§ Work instructions: Write out each line of the listing as it stands, without the images.

§ Information supplied:
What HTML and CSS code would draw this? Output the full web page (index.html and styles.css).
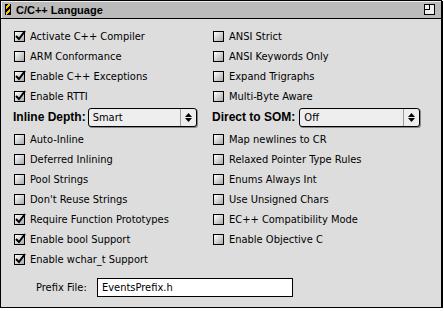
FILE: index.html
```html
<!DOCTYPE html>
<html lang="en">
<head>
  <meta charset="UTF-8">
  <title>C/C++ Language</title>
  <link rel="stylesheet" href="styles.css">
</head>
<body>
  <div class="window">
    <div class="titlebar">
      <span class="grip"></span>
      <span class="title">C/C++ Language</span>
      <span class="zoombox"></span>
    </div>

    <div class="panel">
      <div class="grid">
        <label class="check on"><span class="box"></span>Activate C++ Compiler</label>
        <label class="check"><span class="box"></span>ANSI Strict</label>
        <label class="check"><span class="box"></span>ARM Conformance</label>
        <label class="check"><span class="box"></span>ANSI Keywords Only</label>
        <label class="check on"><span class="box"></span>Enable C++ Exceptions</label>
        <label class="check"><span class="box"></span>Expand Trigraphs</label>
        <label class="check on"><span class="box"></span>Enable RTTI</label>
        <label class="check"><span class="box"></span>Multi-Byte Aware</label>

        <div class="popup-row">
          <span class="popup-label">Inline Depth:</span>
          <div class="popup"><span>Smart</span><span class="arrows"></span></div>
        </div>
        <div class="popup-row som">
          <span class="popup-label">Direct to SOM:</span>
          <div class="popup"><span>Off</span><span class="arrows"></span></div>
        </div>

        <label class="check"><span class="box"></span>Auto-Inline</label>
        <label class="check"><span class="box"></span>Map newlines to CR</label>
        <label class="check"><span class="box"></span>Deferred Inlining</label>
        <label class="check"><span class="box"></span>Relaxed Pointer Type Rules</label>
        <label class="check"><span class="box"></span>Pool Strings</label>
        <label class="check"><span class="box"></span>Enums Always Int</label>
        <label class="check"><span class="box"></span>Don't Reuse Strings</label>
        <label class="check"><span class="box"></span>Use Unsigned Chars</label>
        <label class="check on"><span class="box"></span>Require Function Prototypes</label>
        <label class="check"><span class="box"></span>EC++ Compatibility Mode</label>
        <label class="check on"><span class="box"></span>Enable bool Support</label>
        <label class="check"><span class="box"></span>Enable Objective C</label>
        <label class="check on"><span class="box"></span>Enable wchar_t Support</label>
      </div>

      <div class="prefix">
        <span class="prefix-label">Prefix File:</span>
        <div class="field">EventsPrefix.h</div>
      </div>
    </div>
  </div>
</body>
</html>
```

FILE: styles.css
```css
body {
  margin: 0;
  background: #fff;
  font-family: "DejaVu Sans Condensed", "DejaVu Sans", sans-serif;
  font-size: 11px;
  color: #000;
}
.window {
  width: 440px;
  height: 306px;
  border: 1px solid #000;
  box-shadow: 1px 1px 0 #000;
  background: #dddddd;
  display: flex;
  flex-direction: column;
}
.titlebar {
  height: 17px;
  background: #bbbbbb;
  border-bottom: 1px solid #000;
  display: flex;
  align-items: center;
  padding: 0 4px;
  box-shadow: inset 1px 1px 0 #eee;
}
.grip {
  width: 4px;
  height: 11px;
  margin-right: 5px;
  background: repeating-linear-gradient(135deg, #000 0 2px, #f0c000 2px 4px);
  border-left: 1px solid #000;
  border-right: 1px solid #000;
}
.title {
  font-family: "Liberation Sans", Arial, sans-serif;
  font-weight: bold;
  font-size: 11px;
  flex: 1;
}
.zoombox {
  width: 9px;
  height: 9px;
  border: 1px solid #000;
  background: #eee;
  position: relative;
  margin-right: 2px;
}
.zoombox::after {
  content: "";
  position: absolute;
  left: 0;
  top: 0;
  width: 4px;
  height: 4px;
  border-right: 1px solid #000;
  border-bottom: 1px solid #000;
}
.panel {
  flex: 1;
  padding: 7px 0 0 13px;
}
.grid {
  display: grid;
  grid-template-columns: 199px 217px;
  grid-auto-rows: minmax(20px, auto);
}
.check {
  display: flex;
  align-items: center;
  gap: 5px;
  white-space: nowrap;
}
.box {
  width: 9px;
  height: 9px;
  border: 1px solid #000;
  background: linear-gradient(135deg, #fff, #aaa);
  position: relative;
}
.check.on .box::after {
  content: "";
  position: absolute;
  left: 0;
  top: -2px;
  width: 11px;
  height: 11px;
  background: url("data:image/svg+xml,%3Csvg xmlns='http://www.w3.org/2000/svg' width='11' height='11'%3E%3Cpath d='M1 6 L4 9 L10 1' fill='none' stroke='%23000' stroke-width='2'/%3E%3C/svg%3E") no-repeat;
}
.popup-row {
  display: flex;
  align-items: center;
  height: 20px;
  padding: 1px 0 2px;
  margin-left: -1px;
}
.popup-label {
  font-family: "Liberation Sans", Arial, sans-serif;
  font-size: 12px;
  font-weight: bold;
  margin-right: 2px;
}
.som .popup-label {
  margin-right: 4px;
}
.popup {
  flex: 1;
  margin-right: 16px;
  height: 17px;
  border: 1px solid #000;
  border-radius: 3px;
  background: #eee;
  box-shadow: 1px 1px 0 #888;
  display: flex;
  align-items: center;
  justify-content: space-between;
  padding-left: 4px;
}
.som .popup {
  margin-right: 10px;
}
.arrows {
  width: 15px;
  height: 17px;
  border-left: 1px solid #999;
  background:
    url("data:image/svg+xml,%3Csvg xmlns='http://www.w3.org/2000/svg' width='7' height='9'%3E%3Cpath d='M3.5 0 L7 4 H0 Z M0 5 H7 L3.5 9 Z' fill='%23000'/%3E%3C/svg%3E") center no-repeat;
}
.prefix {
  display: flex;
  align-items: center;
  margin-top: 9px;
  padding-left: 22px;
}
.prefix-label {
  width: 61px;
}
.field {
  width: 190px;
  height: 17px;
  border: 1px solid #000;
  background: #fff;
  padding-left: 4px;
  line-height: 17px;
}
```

§ Final answer:
What HTML and CSS code would draw this? Output the full web page (index.html and styles.css).
FILE: index.html
```html
<!DOCTYPE html>
<html lang="en">
<head>
  <meta charset="UTF-8">
  <title>C/C++ Language</title>
  <link rel="stylesheet" href="styles.css">
</head>
<body>
  <div class="window">
    <div class="titlebar">
      <span class="grip"></span>
      <span class="title">C/C++ Language</span>
      <span class="zoombox"></span>
    </div>

    <div class="panel">
      <div class="grid">
        <label class="check on"><span class="box"></span>Activate C++ Compiler</label>
        <label class="check"><span class="box"></span>ANSI Strict</label>
        <label class="check"><span class="box"></span>ARM Conformance</label>
        <label class="check"><span class="box"></span>ANSI Keywords Only</label>
        <label class="check on"><span class="box"></span>Enable C++ Exceptions</label>
        <label class="check"><span class="box"></span>Expand Trigraphs</label>
        <label class="check on"><span class="box"></span>Enable RTTI</label>
        <label class="check"><span class="box"></span>Multi-Byte Aware</label>

        <div class="popup-row">
          <span class="popup-label">Inline Depth:</span>
          <div class="popup"><span>Smart</span><span class="arrows"></span></div>
        </div>
        <div class="popup-row som">
          <span class="popup-label">Direct to SOM:</span>
          <div class="popup"><span>Off</span><span class="arrows"></span></div>
        </div>

        <label class="check"><span class="box"></span>Auto-Inline</label>
        <label class="check"><span class="box"></span>Map newlines to CR</label>
        <label class="check"><span class="box"></span>Deferred Inlining</label>
        <label class="check"><span class="box"></span>Relaxed Pointer Type Rules</label>
        <label class="check"><span class="box"></span>Pool Strings</label>
        <label class="check"><span class="box"></span>Enums Always Int</label>
        <label class="check"><span class="box"></span>Don't Reuse Strings</label>
        <label class="check"><span class="box"></span>Use Unsigned Chars</label>
        <label class="check on"><span class="box"></span>Require Function Prototypes</label>
        <label class="check"><span class="box"></span>EC++ Compatibility Mode</label>
        <label class="check on"><span class="box"></span>Enable bool Support</label>
        <label class="check"><span class="box"></span>Enable Objective C</label>
        <label class="check on"><span class="box"></span>Enable wchar_t Support</label>
      </div>

      <div class="prefix">
        <span class="prefix-label">Prefix File:</span>
        <div class="field">EventsPrefix.h</div>
      </div>
    </div>
  </div>
</body>
</html>
```

FILE: styles.css
```css
body {
  margin: 0;
  background: #fff;
  font-family: "DejaVu Sans Condensed", "DejaVu Sans", sans-serif;
  font-size: 11px;
  color: #000;
}
.window {
  width: 440px;
  height: 306px;
  border: 1px solid #000;
  box-shadow: 1px 1px 0 #000;
  background: #dddddd;
  display: flex;
  flex-direction: column;
}
.titlebar {
  height: 17px;
  background: #bbbbbb;
  border-bottom: 1px solid #000;
  display: flex;
  align-items: center;
  padding: 0 4px;
  box-shadow: inset 1px 1px 0 #eee;
}
.grip {
  width: 4px;
  height: 11px;
  margin-right: 5px;
  background: repeating-linear-gradient(135deg, #000 0 2px, #f0c000 2px 4px);
  border-left: 1px solid #000;
  border-right: 1px solid #000;
}
.title {
  font-family: "Liberation Sans", Arial, sans-serif;
  font-weight: bold;
  font-size: 11px;
  flex: 1;
}
.zoombox {
  width: 9px;
  height: 9px;
  border: 1px solid #000;
  background: #eee;
  position: relative;
  margin-right: 2px;
}
.zoombox::after {
  content: "";
  position: absolute;
  left: 0;
  top: 0;
  width: 4px;
  height: 4px;
  border-right: 1px solid #000;
  border-bottom: 1px solid #000;
}
.panel {
  flex: 1;
  padding: 7px 0 0 13px;
}
.grid {
  display: grid;
  grid-template-columns: 199px 217px;
  grid-auto-rows: minmax(20px, auto);
}
.check {
  display: flex;
  align-items: center;
  gap: 5px;
  white-space: nowrap;
}
.box {
  width: 9px;
  height: 9px;
  border: 1px solid #000;
  background: linear-gradient(135deg, #fff, #aaa);
  position: relative;
}
.check.on .box::after {
  content: "";
  position: absolute;
  left: 0;
  top: -2px;
  width: 11px;
  height: 11px;
  background: url("data:image/svg+xml,%3Csvg xmlns='http://www.w3.org/2000/svg' width='11' height='11'%3E%3Cpath d='M1 6 L4 9 L10 1' fill='none' stroke='%23000' stroke-width='2'/%3E%3C/svg%3E") no-repeat;
}
.popup-row {
  display: flex;
  align-items: center;
  height: 20px;
  padding: 1px 0 2px;
  margin-left: -1px;
}
.popup-label {
  font-family: "Liberation Sans", Arial, sans-serif;
  font-size: 12px;
  font-weight: bold;
  margin-right: 2px;
}
.som .popup-label {
  margin-right: 4px;
}
.popup {
  flex: 1;
  margin-right: 16px;
  height: 17px;
  border: 1px solid #000;
  border-radius: 3px;
  background: #eee;
  box-shadow: 1px 1px 0 #888;
  display: flex;
  align-items: center;
  justify-content: space-between;
  padding-left: 4px;
}
.som .popup {
  margin-right: 10px;
}
.arrows {
  width: 15px;
  height: 17px;
  border-left: 1px solid #999;
  background:
    url("data:image/svg+xml,%3Csvg xmlns='http://www.w3.org/2000/svg' width='7' height='9'%3E%3Cpath d='M3.5 0 L7 4 H0 Z M0 5 H7 L3.5 9 Z' fill='%23000'/%3E%3C/svg%3E") center no-repeat;
}
.prefix {
  display: flex;
  align-items: center;
  margin-top: 9px;
  padding-left: 22px;
}
.prefix-label {
  width: 61px;
}
.field {
  width: 190px;
  height: 17px;
  border: 1px solid #000;
  background: #fff;
  padding-left: 4px;
  line-height: 17px;
}
```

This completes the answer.